Pourtant, ce n’est pas ça qui va donner le plaisir de lecture. Puisqu’on est dans un thriller, il faut qu’on coure avec les personnages, parfois un peu devant, parfois à la traîne. Ici quand on croit voir la route, elle tourne, et retourne. Pas abruptement, intelligemment. Humainement : ce que Bacigalupi fait à son ange est magnifique.

Et il nous laisse avec juste ce qu’il faut dans le ventre pour être rongé. Sur ce qu’il adviendra de nous, bien sûr, mais surtout, avant tout, sur ce que seront les gens qui arrivent. Nos enfants.

Lum’en – Laurent Genefort

lumenC’est l’histoire d’une planète, l’histoire de la colonisation d’une planète. Les humains y débarquent mais Lum’en y était depuis bien plus longtemps, enfermée dans le sol. Et les Pilas peuplaient déjà Garance avant que les bipèdes ne commencent à détruire la forêt.

Pour cette histoire, plusieurs nouvelles : celle d’un illuminé religieux qui élève des enfants, celle des colons qui transforment leur ADN pour pouvoir manger ce qui pousse sur ce monde, celle d’artistes/activistes qui tentent d’apporter quelque chose à leur civilisation, celle de la prise de contact entre un homme et deux petits êtres arboricoles (la meilleure sans doute), celle d’un diplomate qui doit trouver la moins mauvaise solution, c’est-à-dire celle qui précipite la fin, et celle d’un gamin seul qui fait exploser des ruines.

Au milieu, entre : Lum’en qui s’éveille, qui patiente, utilise des vers, s’échappe.

Laurent Genefort a reçu trois prix pour ce livre (on était à la remise du premier), la couverture le rappelle. Dans ces cas-là on s’attend à du tout bon.
C’est le cas. L’intérêt va croissant. L’antépénultième chapitre en est le climax, les deux derniers sont presque aussi réussis, en tout cas très haut.
L’ensemble est relativement court pour dire la naissance, la mort, la place laissée, peut-être, à meilleur que soi.
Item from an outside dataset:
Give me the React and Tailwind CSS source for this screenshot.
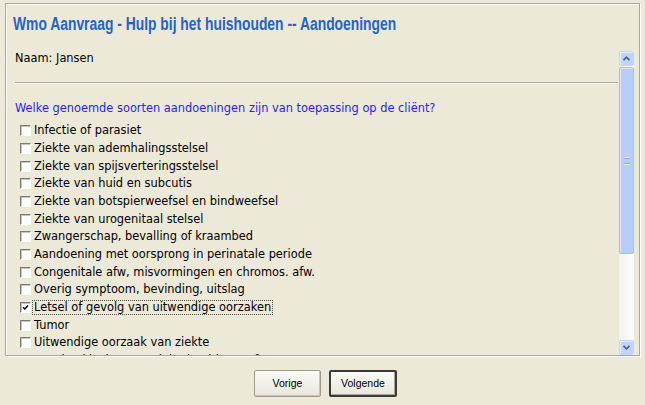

Le fleuve céleste – Guy Gavriel Kay

le-fleuve-celesteRen Daiyan est encore très jeune lorsque le magistrat Wang Fuyin ordonne qu’il lui serve de garde pour rejoindre une bourgade éloignée. Ils sont attaqués. Le garçon tue tous les assaillants grâce à son arc.
Puis part dans la forêt devenir bandit.

La Chine des Song (Xè siècle) est la matière utilisée pour tracer le parcours d’un homme hors du commun. Comme dans « les Chevaux Célestes », Guy Gavriel Kay prend ce qu’il veut dans l’Histoire, ajoute l’imaginaire (femme-renard, fantômes), mais cette fois avec beaucoup plus de parcimonie.

Dès la scène initiale, déclenchante, tout ce que fait l’auteur est là : l’immédiat, le devenir, le hors-champ, l’esprit. 700 pages où le Canadien peint. Une femme exceptionnelle. Parce que ceux qui le voudront liront une histoire d’amour douce et forte. Ils trouveront aussi la poésie, passée du chinois à l’anglais puis au français, mais ce qu’il en reste a de quoi toucher. Et il y a celle des pensées et des actions de ces gens.

Les civilisés et les barbares. Les soldats et les dirigeants. Nous ne choisissons pas notre époque, nous choisissons, parfois, notre manière d’y vivre. L’honneur, la carrière, la famille, la justice, l’audace, le respect, l’amitié, l’harmonie, la beauté.